▶ WORK TO BE COMPLETED: Reproduce each line of the material exactly, minus any picture.

▶ DATASET CONTENT:
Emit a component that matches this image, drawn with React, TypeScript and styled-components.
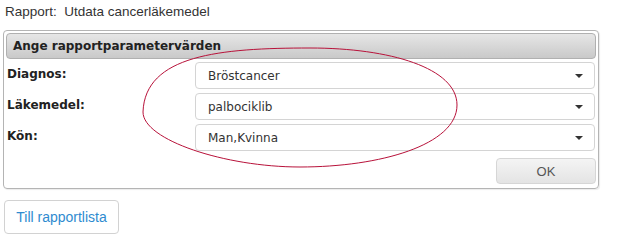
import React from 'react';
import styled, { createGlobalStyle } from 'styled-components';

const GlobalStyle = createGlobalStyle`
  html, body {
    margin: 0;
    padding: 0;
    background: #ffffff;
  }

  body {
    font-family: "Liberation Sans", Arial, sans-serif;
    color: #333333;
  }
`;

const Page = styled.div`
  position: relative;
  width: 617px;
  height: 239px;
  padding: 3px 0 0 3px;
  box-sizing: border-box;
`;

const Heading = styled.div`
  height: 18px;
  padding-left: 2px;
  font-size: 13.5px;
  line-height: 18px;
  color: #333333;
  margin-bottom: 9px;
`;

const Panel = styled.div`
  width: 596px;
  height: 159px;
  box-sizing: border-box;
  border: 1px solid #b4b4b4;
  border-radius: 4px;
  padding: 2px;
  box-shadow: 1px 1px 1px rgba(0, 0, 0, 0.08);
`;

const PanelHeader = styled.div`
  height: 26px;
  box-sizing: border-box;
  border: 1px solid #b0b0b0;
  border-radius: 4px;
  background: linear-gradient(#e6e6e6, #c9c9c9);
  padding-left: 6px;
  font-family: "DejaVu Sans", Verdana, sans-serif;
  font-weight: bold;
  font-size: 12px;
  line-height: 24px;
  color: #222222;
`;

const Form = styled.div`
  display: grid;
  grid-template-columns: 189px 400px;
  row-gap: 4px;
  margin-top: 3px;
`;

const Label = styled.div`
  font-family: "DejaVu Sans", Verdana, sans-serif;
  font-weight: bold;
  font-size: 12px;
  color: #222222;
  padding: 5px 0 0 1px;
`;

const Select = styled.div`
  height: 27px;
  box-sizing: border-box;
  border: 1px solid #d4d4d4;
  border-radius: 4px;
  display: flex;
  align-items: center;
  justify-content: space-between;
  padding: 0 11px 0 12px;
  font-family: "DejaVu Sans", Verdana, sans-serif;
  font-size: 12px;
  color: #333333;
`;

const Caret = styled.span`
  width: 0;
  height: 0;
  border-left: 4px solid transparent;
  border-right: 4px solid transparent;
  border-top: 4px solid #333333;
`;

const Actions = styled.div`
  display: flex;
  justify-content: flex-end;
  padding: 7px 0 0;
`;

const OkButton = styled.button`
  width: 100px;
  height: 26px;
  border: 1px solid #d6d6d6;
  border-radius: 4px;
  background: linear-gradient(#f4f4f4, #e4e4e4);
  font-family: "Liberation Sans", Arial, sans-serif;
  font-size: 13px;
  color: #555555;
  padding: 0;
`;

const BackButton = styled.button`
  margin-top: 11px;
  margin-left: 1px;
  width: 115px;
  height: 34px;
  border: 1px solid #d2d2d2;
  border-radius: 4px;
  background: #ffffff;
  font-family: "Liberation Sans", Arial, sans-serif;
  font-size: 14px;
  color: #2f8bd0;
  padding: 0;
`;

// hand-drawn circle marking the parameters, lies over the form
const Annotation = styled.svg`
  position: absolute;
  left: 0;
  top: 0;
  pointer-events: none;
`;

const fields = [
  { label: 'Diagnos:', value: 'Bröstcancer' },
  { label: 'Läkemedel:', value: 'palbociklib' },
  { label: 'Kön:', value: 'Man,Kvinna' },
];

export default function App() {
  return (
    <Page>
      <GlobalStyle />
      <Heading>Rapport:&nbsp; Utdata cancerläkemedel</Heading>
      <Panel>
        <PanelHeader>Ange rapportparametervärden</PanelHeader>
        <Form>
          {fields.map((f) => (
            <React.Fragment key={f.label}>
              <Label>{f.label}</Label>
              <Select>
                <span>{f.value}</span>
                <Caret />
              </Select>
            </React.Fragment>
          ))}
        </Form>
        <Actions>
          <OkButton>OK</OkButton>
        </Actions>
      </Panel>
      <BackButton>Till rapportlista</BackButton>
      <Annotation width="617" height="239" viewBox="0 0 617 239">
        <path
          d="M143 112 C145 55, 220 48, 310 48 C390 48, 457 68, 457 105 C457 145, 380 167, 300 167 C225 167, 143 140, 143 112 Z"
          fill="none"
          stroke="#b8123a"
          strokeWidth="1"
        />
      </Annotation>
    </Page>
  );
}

▶ COMPLETED EXERCISE:
Emit a component that matches this image, drawn with React, TypeScript and styled-components.
import React from 'react';
import styled, { createGlobalStyle } from 'styled-components';

const GlobalStyle = createGlobalStyle`
  html, body {
    margin: 0;
    padding: 0;
    background: #ffffff;
  }

  body {
    font-family: "Liberation Sans", Arial, sans-serif;
    color: #333333;
  }
`;

const Page = styled.div`
  position: relative;
  width: 617px;
  height: 239px;
  padding: 3px 0 0 3px;
  box-sizing: border-box;
`;

const Heading = styled.div`
  height: 18px;
  padding-left: 2px;
  font-size: 13.5px;
  line-height: 18px;
  color: #333333;
  margin-bottom: 9px;
`;

const Panel = styled.div`
  width: 596px;
  height: 159px;
  box-sizing: border-box;
  border: 1px solid #b4b4b4;
  border-radius: 4px;
  padding: 2px;
  box-shadow: 1px 1px 1px rgba(0, 0, 0, 0.08);
`;

const PanelHeader = styled.div`
  height: 26px;
  box-sizing: border-box;
  border: 1px solid #b0b0b0;
  border-radius: 4px;
  background: linear-gradient(#e6e6e6, #c9c9c9);
  padding-left: 6px;
  font-family: "DejaVu Sans", Verdana, sans-serif;
  font-weight: bold;
  font-size: 12px;
  line-height: 24px;
  color: #222222;
`;

const Form = styled.div`
  display: grid;
  grid-template-columns: 189px 400px;
  row-gap: 4px;
  margin-top: 3px;
`;

const Label = styled.div`
  font-family: "DejaVu Sans", Verdana, sans-serif;
  font-weight: bold;
  font-size: 12px;
  color: #222222;
  padding: 5px 0 0 1px;
`;

const Select = styled.div`
  height: 27px;
  box-sizing: border-box;
  border: 1px solid #d4d4d4;
  border-radius: 4px;
  display: flex;
  align-items: center;
  justify-content: space-between;
  padding: 0 11px 0 12px;
  font-family: "DejaVu Sans", Verdana, sans-serif;
  font-size: 12px;
  color: #333333;
`;

const Caret = styled.span`
  width: 0;
  height: 0;
  border-left: 4px solid transparent;
  border-right: 4px solid transparent;
  border-top: 4px solid #333333;
`;

const Actions = styled.div`
  display: flex;
  justify-content: flex-end;
  padding: 7px 0 0;
`;

const OkButton = styled.button`
  width: 100px;
  height: 26px;
  border: 1px solid #d6d6d6;
  border-radius: 4px;
  background: linear-gradient(#f4f4f4, #e4e4e4);
  font-family: "Liberation Sans", Arial, sans-serif;
  font-size: 13px;
  color: #555555;
  padding: 0;
`;

const BackButton = styled.button`
  margin-top: 11px;
  margin-left: 1px;
  width: 115px;
  height: 34px;
  border: 1px solid #d2d2d2;
  border-radius: 4px;
  background: #ffffff;
  font-family: "Liberation Sans", Arial, sans-serif;
  font-size: 14px;
  color: #2f8bd0;
  padding: 0;
`;

// hand-drawn circle marking the parameters, lies over the form
const Annotation = styled.svg`
  position: absolute;
  left: 0;
  top: 0;
  pointer-events: none;
`;

const fields = [
  { label: 'Diagnos:', value: 'Bröstcancer' },
  { label: 'Läkemedel:', value: 'palbociklib' },
  { label: 'Kön:', value: 'Man,Kvinna' },
];

export default function App() {
  return (
    <Page>
      <GlobalStyle />
      <Heading>Rapport:&nbsp; Utdata cancerläkemedel</Heading>
      <Panel>
        <PanelHeader>Ange rapportparametervärden</PanelHeader>
        <Form>
          {fields.map((f) => (
            <React.Fragment key={f.label}>
              <Label>{f.label}</Label>
              <Select>
                <span>{f.value}</span>
                <Caret />
              </Select>
            </React.Fragment>
          ))}
        </Form>
        <Actions>
          <OkButton>OK</OkButton>
        </Actions>
      </Panel>
      <BackButton>Till rapportlista</BackButton>
      <Annotation width="617" height="239" viewBox="0 0 617 239">
        <path
          d="M143 112 C145 55, 220 48, 310 48 C390 48, 457 68, 457 105 C457 145, 380 167, 300 167 C225 167, 143 140, 143 112 Z"
          fill="none"
          stroke="#b8123a"
          strokeWidth="1"
        />
      </Annotation>
    </Page>
  );
}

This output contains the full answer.